The June 13 Vitro decision, which has been appealed directly to the Fifth Circuit, would appear to be contrary to a New York bankruptcy court's decision in In re Metcalfe & Mansfield Alternative Investments, 421 B.R. 685 (Bankr. S.D.N.Y. 2012). In Metcalfe, the court, by way of "additional assistance" in a chapter 15 case involving a Canadian debtor, enforced a Canadian court's order confirming a restructuring plan that contained nondebtor releases and injunctions, even though it was uncertain whether a U.S. court would have approved the releases and injunctions in a case under chapter 7 or 11 of the Bankruptcy Code. The bankruptcy court reasoned that such uncertainty was of little consequence in the case before it, which involved not the propriety of nondebtor injunctions and releases in a plenary bankruptcy case, but rather a request to enforce a foreign judgment in a chapter 15 case. The court concluded that "principles of enforcement of foreign judgments and comity in chapter 15 cases strongly counsel approval of enforcement in the United States of the third-party non-debtor release and injunction provisions included in the Canadian Orders, even if those provisions could not be entered in a plenary chapter 11 case."

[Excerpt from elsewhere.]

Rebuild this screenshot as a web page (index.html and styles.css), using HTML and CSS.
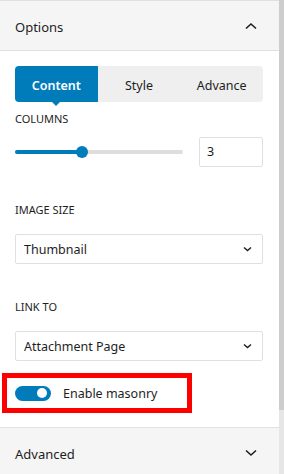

The June 13 Vitro decision is also at odds with the U.S. district court's ruling in CT Investment v. Carbonell and Grupo Costamex, 2012 WL 92359 (S.D.N.Y. Jan. 11, 2012), in which the court, in extending comity to an order issued by a Mexican court overseeing the concurso of Cozumel Caribe S.A. de C.V., rejected the argument that an order issued by the Mexican court staying all collection actions during the pendency of the Mexican bankruptcy proceeding, including any actions against nondebtor affiliates to enforce a guaranty, violated U.S. public policy. The court concluded that extension of the stay to a nondebtor guarantor under the terms of the order was not "manifestly contrary" to U.S. public policy, in light of, among other things, several U.S. bankruptcy-court rulings extending the bankruptcy stay, under appropriate circumstances, to nondebtor parties in order to assist in and maintain the integrity of the administration of a debtor's bankruptcy case.